─── Raw data

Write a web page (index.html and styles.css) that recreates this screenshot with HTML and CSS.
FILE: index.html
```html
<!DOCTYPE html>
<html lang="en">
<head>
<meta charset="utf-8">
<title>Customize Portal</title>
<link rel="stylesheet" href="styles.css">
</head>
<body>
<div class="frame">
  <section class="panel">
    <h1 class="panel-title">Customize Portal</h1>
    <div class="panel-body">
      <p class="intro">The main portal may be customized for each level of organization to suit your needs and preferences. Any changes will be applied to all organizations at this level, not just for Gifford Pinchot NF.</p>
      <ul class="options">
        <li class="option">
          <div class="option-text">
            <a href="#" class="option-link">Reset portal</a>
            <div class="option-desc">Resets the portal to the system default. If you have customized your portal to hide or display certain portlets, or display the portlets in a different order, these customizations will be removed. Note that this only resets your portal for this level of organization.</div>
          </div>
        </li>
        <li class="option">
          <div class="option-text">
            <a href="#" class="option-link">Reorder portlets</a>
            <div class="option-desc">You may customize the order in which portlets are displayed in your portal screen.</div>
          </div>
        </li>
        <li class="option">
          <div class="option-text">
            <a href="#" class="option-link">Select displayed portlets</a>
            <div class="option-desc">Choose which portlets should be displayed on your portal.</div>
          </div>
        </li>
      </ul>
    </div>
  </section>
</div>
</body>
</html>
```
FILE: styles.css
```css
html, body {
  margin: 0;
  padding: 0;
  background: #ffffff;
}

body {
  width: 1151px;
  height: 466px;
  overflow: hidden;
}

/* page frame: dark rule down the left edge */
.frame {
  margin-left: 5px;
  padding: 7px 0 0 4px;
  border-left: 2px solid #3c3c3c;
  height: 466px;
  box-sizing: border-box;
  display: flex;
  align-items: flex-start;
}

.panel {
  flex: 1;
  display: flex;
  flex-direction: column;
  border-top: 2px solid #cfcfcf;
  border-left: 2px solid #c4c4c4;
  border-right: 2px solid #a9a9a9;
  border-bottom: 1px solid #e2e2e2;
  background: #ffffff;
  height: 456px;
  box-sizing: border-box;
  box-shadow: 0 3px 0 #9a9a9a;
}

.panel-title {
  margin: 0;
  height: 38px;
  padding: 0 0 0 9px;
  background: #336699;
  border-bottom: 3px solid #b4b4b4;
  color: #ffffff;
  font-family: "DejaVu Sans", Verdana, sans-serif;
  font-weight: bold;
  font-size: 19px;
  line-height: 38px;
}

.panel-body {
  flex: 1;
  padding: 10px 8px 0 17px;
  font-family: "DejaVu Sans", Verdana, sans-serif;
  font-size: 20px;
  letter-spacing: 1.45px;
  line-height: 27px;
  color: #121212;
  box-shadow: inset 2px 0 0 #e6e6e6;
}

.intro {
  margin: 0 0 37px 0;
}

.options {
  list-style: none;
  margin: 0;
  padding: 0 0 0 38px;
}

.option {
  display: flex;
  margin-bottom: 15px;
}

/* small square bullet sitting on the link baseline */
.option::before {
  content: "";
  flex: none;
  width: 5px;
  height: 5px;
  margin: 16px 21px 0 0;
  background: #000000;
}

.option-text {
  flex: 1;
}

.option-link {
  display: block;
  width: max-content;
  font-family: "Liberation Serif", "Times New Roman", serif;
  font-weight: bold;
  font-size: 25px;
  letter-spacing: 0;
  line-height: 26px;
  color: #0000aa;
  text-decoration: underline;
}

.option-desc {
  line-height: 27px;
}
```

──────

__Job__
Every line above needs to be retyped exactly.

__Answer below__
Write a web page (index.html and styles.css) that recreates this screenshot with HTML and CSS.
FILE: index.html
```html
<!DOCTYPE html>
<html lang="en">
<head>
<meta charset="utf-8">
<title>Customize Portal</title>
<link rel="stylesheet" href="styles.css">
</head>
<body>
<div class="frame">
  <section class="panel">
    <h1 class="panel-title">Customize Portal</h1>
    <div class="panel-body">
      <p class="intro">The main portal may be customized for each level of organization to suit your needs and preferences. Any changes will be applied to all organizations at this level, not just for Gifford Pinchot NF.</p>
      <ul class="options">
        <li class="option">
          <div class="option-text">
            <a href="#" class="option-link">Reset portal</a>
            <div class="option-desc">Resets the portal to the system default. If you have customized your portal to hide or display certain portlets, or display the portlets in a different order, these customizations will be removed. Note that this only resets your portal for this level of organization.</div>
          </div>
        </li>
        <li class="option">
          <div class="option-text">
            <a href="#" class="option-link">Reorder portlets</a>
            <div class="option-desc">You may customize the order in which portlets are displayed in your portal screen.</div>
          </div>
        </li>
        <li class="option">
          <div class="option-text">
            <a href="#" class="option-link">Select displayed portlets</a>
            <div class="option-desc">Choose which portlets should be displayed on your portal.</div>
          </div>
        </li>
      </ul>
    </div>
  </section>
</div>
</body>
</html>
```
FILE: styles.css
```css
html, body {
  margin: 0;
  padding: 0;
  background: #ffffff;
}

body {
  width: 1151px;
  height: 466px;
  overflow: hidden;
}

/* page frame: dark rule down the left edge */
.frame {
  margin-left: 5px;
  padding: 7px 0 0 4px;
  border-left: 2px solid #3c3c3c;
  height: 466px;
  box-sizing: border-box;
  display: flex;
  align-items: flex-start;
}

.panel {
  flex: 1;
  display: flex;
  flex-direction: column;
  border-top: 2px solid #cfcfcf;
  border-left: 2px solid #c4c4c4;
  border-right: 2px solid #a9a9a9;
  border-bottom: 1px solid #e2e2e2;
  background: #ffffff;
  height: 456px;
  box-sizing: border-box;
  box-shadow: 0 3px 0 #9a9a9a;
}

.panel-title {
  margin: 0;
  height: 38px;
  padding: 0 0 0 9px;
  background: #336699;
  border-bottom: 3px solid #b4b4b4;
  color: #ffffff;
  font-family: "DejaVu Sans", Verdana, sans-serif;
  font-weight: bold;
  font-size: 19px;
  line-height: 38px;
}

.panel-body {
  flex: 1;
  padding: 10px 8px 0 17px;
  font-family: "DejaVu Sans", Verdana, sans-serif;
  font-size: 20px;
  letter-spacing: 1.45px;
  line-height: 27px;
  color: #121212;
  box-shadow: inset 2px 0 0 #e6e6e6;
}

.intro {
  margin: 0 0 37px 0;
}

.options {
  list-style: none;
  margin: 0;
  padding: 0 0 0 38px;
}

.option {
  display: flex;
  margin-bottom: 15px;
}

/* small square bullet sitting on the link baseline */
.option::before {
  content: "";
  flex: none;
  width: 5px;
  height: 5px;
  margin: 16px 21px 0 0;
  background: #000000;
}

.option-text {
  flex: 1;
}

.option-link {
  display: block;
  width: max-content;
  font-family: "Liberation Serif", "Times New Roman", serif;
  font-weight: bold;
  font-size: 25px;
  letter-spacing: 0;
  line-height: 26px;
  color: #0000aa;
  text-decoration: underline;
}

.option-desc {
  line-height: 27px;
}
```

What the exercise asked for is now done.